Des plantes qui décontaminent

Partagez
Tweetez
Envoyez

Publié 21/01/2014 par Rémy Bourdillon

En traversant l’île de Montréal, on longe immanquablement des terrains clôturés qui semblent à l’abandon, témoins d’une activité humaine qui a depuis longtemps fait ses bagages. Industrie, voie de chemin de fer ou station-service, le résultat est le même: ces terrains sont pollués, et par conséquent impropres à toute utilisation. Sur son site Internet, la Ville de Montréal en recense plus de 500.

Dans son bureau du Jardin botanique de Montréal, Michel Labrecque entretient un rêve pour ces lieux abandonnés: les recouvrir de saules.

Il ne s’agit pas d’une simple idée esthétique: ce botaniste participe à un projet de l’Université de Montréal et de McGill, GenoRem, qui vise à décontaminer des sites en utilisant la technique appelée phytoremédiation: on utilise des plantes pour extraire les contaminants du sol.

«J’étudie comment les végétaux fonctionnent dans un contexte stressé, explique M. Labrecque. Dans ce cas, il s’agit d’un stress environnemental dû à la pollution.»

Son choix s’est porté sur les saules parce que cette espèce pousse bien au Québec, mais ce n’est pas la seule raison: «on peut planter les saules sous forme de boutures dans le sol et en installer des milliers à l’hectare. De plus, certaines espèces poussent très vite.
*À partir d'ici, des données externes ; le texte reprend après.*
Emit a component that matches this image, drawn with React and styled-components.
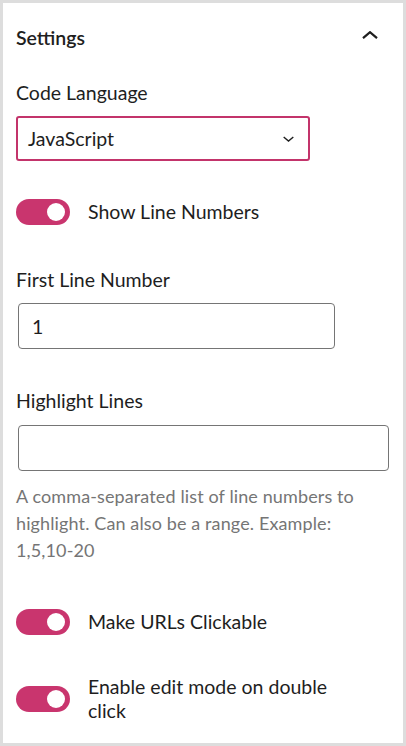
import styled, { createGlobalStyle } from "styled-components";
import { useState } from "react";

//global page reset
const GlobalStyle = createGlobalStyle`
  * { box-sizing: border-box; }
  html, body { margin: 0; padding: 0; background: #dddddd; }
  body {
    font-family: Lato, "Noto Sans", sans-serif;
    color: #1e1e1e;
  }
`;

//styles
const Frame = styled.div`
  width: 406px;
  height: 746px;
  padding: 3px;
  background: #dddddd;
`;

const Panel = styled.section`
  width: 100%;
  height: 100%;
  background: #ffffff;
  overflow: hidden;
`;

const PanelHeader = styled.header`
  height: 70px;
  padding: 0 16px 0 13px;
  display: flex;
  align-items: center;
  justify-content: space-between;
`;

const PanelTitle = styled.h2`
  margin: 0;
  font-size: 19.5px;
  font-weight: 600;
  line-height: 1;
`;

const CollapseButton = styled.button`
  background: transparent;
  border: none;
  padding: 0;
  width: 24px;
  height: 24px;
  margin-right: 5px;
  margin-top: -6px;
  display: flex;
  align-items: center;
  justify-content: center;
`;

const PanelBody = styled.div`
  padding: 0 13px;
`;

const FieldLabel = styled.label`
  display: block;
  font-size: 19.5px;
  line-height: 27px;
  margin-top: ${({ $top }) => $top || 0}px;
`;

const SelectBox = styled.div`
  margin-top: 10px;
  width: 294px;
  height: 45px;
  border: 2px solid #c3346b;
  border-radius: 3px;
  display: flex;
  align-items: center;
  padding: 0 14px 0 10px;
  justify-content: space-between;
  font-size: 19.5px;
`;

const TextInput = styled.input`
  display: block;
  margin: ${({ $top }) => $top || 0}px 0 0 2px;
  width: ${({ $width }) => $width}px;
  height: 46px;
  border: 1px solid #757575;
  border-radius: 4px;
  padding: 0 13px;
  font-family: inherit;
  font-size: 19.5px;
  color: #1e1e1e;
  outline: none;
`;

const HelpText = styled.p`
  margin: 12px 0 0;
  max-width: 360px;
  font-size: 18px;
  line-height: 27px;
  letter-spacing: 0.12px;
  color: #757575;
`;

const ToggleRow = styled.div`
  display: flex;
  align-items: center;
  gap: 18px;
  margin-top: ${({ $top }) => $top || 0}px;
`;

const Track = styled.button`
  flex: none;
  position: relative;
  width: 54px;
  height: 26px;
  padding: 0;
  border: none;
  border-radius: 13px;
  background: ${({ $on }) => ($on ? "#c9356e" : "#ffffff")};
  box-shadow: ${({ $on }) => ($on ? "none" : "inset 0 0 0 1px #1e1e1e")};
  cursor: pointer;
`;

const Knob = styled.span`
  position: absolute;
  top: 4px;
  left: ${({ $on }) => ($on ? "31px" : "5px")};
  width: 18px;
  height: 18px;
  border-radius: 50%;
  background: ${({ $on }) => ($on ? "#ffffff" : "#1e1e1e")};
`;

const ToggleLabel = styled.span`
  font-size: 19.5px;
  line-height: 24px;
  max-width: ${({ $max }) => ($max ? `${$max}px` : "none")};
`;

const Chevron = ({ up, size, stroke }) => (
  <svg width={size[0]} height={size[1]} viewBox="0 0 16 8" fill="none">
    <path
      d={up ? "M1 7.2 8 1.2l7 6" : "M1 1l7 6 7-6"}
      stroke="#1e1e1e"
      strokeWidth={stroke}
    />
  </svg>
);

const Toggle = ({ on, onChange, children, top, max }) => (
  <ToggleRow $top={top}>
    <Track $on={on} onClick={onChange} aria-pressed={on}>
      <Knob $on={on} />
    </Track>
    <ToggleLabel $max={max}>{children}</ToggleLabel>
  </ToggleRow>
);

//component
export default function App() {
  const [flags, setFlags] = useState({ lines: true, urls: true, edit: true });
  const flip = (k) => setFlags((f) => ({ ...f, [k]: !f[k] }));

  return (
    <Frame>
      <GlobalStyle />
      <Panel>
        <PanelHeader>
          <PanelTitle>Settings</PanelTitle>
          <CollapseButton aria-label="collapse">
            <Chevron up size={[16, 8]} stroke={2.2} />
          </CollapseButton>
        </PanelHeader>
        <PanelBody>
          <FieldLabel $top={6}>Code Language</FieldLabel>
          <SelectBox>
            <span>JavaScript</span>
            <Chevron size={[11, 6]} stroke={2} />
          </SelectBox>

          <Toggle top={38} on={flags.lines} onChange={() => flip("lines")}>
            Show Line Numbers
          </Toggle>

          <FieldLabel $top={41}>First Line Number</FieldLabel>
          <TextInput $top={10} $width={317} defaultValue="1" />

          <FieldLabel $top={38}>Highlight Lines</FieldLabel>
          <TextInput $top={11} $width={371} />
          <HelpText>
            A comma-separated list of line numbers to highlight. Can also be a
            range. Example: 1,5,10-20
          </HelpText>

          <Toggle top={45} on={flags.urls} onChange={() => flip("urls")}>
            Make URLs Clickable
          </Toggle>
          <Toggle
            top={40}
            max={262}
            on={flags.edit}
            onChange={() => flip("edit")}
          >
            Enable edit mode on double click
          </Toggle>
        </PanelBody>
      </Panel>
    </Frame>
  );
}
Et plus la plante a une croissance importante, plus les racines sont proportionnellement développées.»

Publicité

Processus lent, mais viable

Or, c’est par les racines que les contaminants seront absorbés, de la même manière que les plantes vont chercher par leurs racines les micro-éléments nécessaires à leur croissance. Les plus solubles, comme le cadmium ou le zinc, peuvent voyager par la sève pour être accumulés dans le tronc et les feuilles. À l’inverse, le plomb ne pénètre pas bien les tissus des plantes, mais il reste bloqué dans les racines.

Au bout d’un an ou deux, les saules deviennent saturés en contaminants, et il faut les couper. Pour M. Labrecque, c’est un autre avantage de cet arbre: «il accepte très bien d’être taillé, il y a une recroissance phénoménale de plusieurs tiges à partir de la souche».

On peut ensuite brûler le bois ainsi collecté. Les cendres doivent être entreposées: au lieu d’avoir des centaines de tonnes de terre à gérer, on se retrouve avec quelques dizaines de grammes de cendre.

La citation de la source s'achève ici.